**Challenge:** Where a line of the material contains the string "React", copy that line.

**Provided material:**
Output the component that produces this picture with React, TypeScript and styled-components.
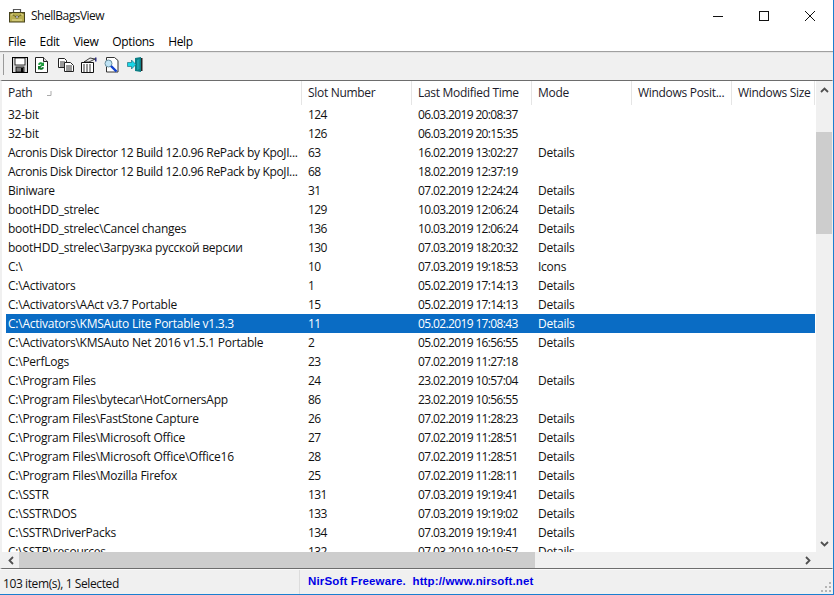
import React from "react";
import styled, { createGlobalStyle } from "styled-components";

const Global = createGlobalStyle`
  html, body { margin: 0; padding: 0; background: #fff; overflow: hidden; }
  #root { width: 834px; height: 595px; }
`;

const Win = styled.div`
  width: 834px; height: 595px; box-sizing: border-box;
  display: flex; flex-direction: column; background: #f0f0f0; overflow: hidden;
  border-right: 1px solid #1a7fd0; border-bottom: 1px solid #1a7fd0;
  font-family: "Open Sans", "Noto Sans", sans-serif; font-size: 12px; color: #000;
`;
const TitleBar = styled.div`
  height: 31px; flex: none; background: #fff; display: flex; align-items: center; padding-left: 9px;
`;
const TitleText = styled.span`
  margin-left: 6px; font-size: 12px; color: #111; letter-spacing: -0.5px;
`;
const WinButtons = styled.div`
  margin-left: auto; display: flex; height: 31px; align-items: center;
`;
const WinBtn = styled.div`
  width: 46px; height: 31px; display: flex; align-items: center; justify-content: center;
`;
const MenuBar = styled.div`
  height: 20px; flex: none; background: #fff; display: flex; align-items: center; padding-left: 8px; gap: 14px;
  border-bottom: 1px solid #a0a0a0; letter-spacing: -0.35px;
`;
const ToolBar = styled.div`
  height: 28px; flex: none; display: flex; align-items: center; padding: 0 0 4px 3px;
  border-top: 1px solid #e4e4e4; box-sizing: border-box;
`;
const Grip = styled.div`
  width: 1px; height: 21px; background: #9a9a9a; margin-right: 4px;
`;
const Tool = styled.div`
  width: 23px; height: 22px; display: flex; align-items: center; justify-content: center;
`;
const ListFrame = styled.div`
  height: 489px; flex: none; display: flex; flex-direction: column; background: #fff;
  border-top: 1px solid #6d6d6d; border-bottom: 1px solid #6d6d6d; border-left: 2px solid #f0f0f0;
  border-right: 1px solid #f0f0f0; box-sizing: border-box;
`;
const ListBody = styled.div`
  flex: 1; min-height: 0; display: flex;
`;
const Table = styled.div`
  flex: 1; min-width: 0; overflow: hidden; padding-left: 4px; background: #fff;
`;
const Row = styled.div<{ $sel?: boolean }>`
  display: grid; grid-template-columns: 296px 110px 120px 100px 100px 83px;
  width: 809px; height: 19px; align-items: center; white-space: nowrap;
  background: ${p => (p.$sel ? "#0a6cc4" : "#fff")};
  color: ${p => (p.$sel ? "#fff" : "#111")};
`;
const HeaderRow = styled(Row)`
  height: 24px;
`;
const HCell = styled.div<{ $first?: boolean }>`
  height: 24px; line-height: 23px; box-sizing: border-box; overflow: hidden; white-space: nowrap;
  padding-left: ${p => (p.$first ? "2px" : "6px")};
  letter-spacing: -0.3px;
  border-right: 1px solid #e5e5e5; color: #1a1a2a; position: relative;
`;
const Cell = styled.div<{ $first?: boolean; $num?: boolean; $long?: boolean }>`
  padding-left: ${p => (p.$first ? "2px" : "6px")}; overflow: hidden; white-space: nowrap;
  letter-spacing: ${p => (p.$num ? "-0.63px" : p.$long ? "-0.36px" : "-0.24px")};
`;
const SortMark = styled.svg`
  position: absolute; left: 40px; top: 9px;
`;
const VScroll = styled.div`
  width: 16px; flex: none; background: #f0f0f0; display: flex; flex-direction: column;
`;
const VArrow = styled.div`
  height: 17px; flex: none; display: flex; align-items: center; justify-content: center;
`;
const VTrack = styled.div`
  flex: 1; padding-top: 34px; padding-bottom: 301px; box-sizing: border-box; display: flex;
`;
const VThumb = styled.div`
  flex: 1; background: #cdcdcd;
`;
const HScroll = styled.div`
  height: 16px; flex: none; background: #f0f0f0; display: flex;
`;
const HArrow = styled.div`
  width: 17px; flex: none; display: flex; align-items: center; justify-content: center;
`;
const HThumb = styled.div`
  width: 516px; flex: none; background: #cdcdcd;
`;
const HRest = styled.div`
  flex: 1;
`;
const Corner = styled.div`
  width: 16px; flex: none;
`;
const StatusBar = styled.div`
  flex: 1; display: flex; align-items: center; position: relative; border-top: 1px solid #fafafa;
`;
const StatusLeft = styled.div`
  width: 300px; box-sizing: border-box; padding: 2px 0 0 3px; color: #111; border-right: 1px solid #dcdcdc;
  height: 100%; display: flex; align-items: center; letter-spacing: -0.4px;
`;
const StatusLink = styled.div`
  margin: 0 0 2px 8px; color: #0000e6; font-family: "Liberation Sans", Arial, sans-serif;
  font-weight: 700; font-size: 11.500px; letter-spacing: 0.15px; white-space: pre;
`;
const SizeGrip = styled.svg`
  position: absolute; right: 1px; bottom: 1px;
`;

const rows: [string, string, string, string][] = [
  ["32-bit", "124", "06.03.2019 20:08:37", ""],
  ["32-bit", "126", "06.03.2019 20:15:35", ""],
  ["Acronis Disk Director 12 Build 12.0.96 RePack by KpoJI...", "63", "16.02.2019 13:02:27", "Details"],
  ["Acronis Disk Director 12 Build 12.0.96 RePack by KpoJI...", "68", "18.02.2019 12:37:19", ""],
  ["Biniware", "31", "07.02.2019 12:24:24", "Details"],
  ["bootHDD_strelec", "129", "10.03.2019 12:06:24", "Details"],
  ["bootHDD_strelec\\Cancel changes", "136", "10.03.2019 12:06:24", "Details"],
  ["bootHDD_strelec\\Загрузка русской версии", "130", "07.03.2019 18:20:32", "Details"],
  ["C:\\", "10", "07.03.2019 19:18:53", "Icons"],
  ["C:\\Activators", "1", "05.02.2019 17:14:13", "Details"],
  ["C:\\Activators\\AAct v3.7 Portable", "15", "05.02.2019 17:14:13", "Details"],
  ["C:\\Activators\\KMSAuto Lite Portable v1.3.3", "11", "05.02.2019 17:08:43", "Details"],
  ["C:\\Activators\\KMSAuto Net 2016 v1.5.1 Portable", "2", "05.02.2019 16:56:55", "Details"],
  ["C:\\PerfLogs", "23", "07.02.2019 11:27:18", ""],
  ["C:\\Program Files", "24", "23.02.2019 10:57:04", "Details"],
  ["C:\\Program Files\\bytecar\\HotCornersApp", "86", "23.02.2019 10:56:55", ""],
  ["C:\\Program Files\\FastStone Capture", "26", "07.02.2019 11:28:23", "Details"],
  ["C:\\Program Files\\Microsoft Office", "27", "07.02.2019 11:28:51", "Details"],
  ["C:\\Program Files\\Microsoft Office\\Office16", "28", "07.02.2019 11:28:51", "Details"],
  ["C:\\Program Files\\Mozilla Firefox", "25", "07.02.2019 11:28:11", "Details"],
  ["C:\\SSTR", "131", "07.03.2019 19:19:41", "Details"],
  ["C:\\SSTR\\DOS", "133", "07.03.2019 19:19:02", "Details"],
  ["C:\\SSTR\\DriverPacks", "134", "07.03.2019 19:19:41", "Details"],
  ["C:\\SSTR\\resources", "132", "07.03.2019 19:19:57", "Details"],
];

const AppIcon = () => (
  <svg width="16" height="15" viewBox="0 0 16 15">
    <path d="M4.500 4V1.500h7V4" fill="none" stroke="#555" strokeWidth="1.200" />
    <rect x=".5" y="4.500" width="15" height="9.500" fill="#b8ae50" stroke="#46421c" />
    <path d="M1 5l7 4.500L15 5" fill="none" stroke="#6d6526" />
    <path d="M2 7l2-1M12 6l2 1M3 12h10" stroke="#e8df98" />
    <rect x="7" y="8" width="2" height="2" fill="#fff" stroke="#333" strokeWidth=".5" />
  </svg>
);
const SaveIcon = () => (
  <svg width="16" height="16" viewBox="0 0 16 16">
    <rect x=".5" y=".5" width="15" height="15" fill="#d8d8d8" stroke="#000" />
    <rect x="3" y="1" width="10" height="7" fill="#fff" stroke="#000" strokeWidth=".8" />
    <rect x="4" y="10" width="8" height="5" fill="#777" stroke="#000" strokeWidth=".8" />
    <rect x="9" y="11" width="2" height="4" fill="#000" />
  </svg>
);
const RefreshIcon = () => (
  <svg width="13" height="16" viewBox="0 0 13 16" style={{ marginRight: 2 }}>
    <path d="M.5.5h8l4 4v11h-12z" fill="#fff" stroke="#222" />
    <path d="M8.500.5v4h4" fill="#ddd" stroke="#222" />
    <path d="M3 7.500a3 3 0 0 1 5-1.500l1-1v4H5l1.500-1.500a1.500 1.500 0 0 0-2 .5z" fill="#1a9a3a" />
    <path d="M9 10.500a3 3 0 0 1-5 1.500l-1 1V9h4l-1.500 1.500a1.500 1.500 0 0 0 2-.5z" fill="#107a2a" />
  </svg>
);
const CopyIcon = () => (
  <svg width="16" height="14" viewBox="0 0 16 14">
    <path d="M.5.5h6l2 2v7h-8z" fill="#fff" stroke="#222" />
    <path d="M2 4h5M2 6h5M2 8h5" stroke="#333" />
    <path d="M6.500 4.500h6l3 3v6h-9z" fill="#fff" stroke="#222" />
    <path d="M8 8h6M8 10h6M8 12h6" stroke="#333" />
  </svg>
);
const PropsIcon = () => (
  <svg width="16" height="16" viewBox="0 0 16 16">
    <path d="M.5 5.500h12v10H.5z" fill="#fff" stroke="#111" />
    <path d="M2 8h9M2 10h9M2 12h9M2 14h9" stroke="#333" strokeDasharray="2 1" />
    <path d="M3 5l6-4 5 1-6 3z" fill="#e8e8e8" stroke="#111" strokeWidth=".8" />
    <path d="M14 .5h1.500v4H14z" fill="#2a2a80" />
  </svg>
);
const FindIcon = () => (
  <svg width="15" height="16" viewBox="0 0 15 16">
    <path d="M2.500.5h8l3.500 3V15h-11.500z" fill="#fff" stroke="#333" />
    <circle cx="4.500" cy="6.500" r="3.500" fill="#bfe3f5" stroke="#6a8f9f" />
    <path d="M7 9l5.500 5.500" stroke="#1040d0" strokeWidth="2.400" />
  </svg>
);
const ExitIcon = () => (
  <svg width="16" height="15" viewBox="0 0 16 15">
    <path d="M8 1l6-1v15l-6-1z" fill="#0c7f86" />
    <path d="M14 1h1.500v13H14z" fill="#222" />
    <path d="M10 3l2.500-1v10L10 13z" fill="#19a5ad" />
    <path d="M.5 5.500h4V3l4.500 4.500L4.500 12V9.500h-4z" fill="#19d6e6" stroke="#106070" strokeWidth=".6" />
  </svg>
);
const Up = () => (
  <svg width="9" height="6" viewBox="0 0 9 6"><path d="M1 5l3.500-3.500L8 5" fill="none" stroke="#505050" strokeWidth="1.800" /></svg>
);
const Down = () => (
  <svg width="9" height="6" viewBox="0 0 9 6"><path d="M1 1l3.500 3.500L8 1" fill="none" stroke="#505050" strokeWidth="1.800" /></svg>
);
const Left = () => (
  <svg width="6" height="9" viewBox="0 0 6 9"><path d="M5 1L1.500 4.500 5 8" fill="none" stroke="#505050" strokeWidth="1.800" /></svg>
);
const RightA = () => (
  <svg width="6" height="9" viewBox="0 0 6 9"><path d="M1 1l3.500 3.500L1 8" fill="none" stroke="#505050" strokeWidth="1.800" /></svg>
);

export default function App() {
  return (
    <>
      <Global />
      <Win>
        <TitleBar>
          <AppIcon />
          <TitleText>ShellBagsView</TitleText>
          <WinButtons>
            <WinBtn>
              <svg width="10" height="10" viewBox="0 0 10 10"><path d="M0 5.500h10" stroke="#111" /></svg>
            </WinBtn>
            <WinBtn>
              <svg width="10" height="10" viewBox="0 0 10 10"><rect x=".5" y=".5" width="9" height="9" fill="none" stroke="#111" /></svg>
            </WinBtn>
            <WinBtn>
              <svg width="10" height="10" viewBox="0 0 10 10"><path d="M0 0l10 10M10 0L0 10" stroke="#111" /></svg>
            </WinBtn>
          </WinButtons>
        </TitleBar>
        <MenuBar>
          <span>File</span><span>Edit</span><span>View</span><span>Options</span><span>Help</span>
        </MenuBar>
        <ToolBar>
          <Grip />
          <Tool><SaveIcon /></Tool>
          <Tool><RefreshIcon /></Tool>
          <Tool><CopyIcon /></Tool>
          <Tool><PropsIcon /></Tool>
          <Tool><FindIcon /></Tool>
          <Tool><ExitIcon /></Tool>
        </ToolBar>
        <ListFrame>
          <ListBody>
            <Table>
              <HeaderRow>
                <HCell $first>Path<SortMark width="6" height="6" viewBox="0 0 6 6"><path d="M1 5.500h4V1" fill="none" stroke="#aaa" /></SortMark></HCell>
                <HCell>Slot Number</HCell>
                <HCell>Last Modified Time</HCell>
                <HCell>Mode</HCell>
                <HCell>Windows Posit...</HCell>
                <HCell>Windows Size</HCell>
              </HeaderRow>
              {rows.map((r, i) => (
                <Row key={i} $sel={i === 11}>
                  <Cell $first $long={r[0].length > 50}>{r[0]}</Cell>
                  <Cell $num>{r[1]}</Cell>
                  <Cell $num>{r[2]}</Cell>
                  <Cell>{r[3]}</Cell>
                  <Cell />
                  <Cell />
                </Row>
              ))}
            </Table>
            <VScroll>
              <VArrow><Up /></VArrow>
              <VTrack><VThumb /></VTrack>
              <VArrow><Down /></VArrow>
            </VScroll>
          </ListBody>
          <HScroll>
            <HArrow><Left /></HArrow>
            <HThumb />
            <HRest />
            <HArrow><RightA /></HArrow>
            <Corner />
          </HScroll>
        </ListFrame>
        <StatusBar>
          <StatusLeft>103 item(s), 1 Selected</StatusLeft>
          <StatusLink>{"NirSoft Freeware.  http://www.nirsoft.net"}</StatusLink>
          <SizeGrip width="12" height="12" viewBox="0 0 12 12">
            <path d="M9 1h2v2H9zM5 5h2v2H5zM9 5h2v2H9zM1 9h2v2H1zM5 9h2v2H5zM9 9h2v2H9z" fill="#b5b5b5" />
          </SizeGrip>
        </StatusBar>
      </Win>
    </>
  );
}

**Task output:**
Output the component that produces this picture with React, TypeScript and styled-components.
import React from "react";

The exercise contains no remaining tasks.